Back then, we children were part of the work ethic on the farm and in this book a child sitting on a seat of a mowing machine brought a smile to my face. 

As we saved the hay, long-legged frogs of many colours jumped ahead of us along the headlands. 

Weeks previously, we had inspected in deep dykes their prenatal quivering frog’s croak and watched with anticipation as they formed into tadpoles. Now they were fully formed and high jumping along the meadow headlands.

One of the pluses of walking to school through the fields was our inspection of birds’ nests along the way. 
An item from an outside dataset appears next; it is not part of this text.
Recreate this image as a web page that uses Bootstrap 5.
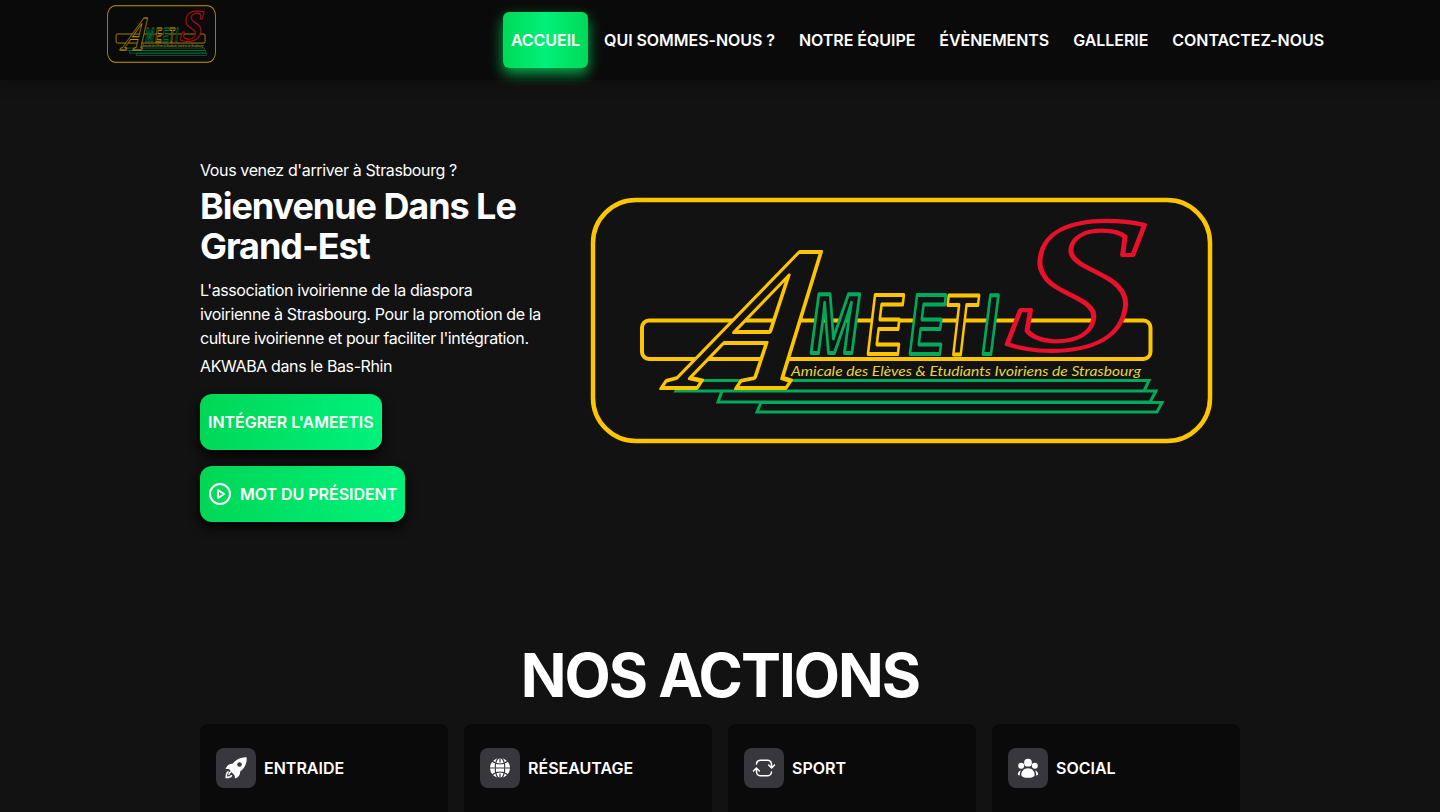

Going barefoot in summer we jumped with relish into muddy gaps and warm cowdung to later wash our feet in the tumbling water of a nearby stream.  Could this have been the forerunner of reflexology? 

We harvested our way home on blackberries, haws and sloes, and sometimes buried sloes in glass bottles in an effort to make our own sloe wine. 

Come Halloween we climbed what we called ‘nut trees’ in a nearby field and brought home tin gallons full to later be cracked with a stone on the flag stone in front of the fire. 

Apple trees that my father had planted as a young man provided an ample supply for the jaw exercising pursuit of ‘snap apple’ that was then the Halloween entertainment. 

And around the apple trees which were fenced off from the marauding pigs were dozens of beehives, so honey was part of our daily diet. 

The land was good to us and gave us our daily bread and we in return were kind to the land. 

A picture is worth a thousand words and this book speaks volumes, which will hopefully engender in the present and future generations a respect and appreciation of the gift that our ancestors preserved and handed on to us.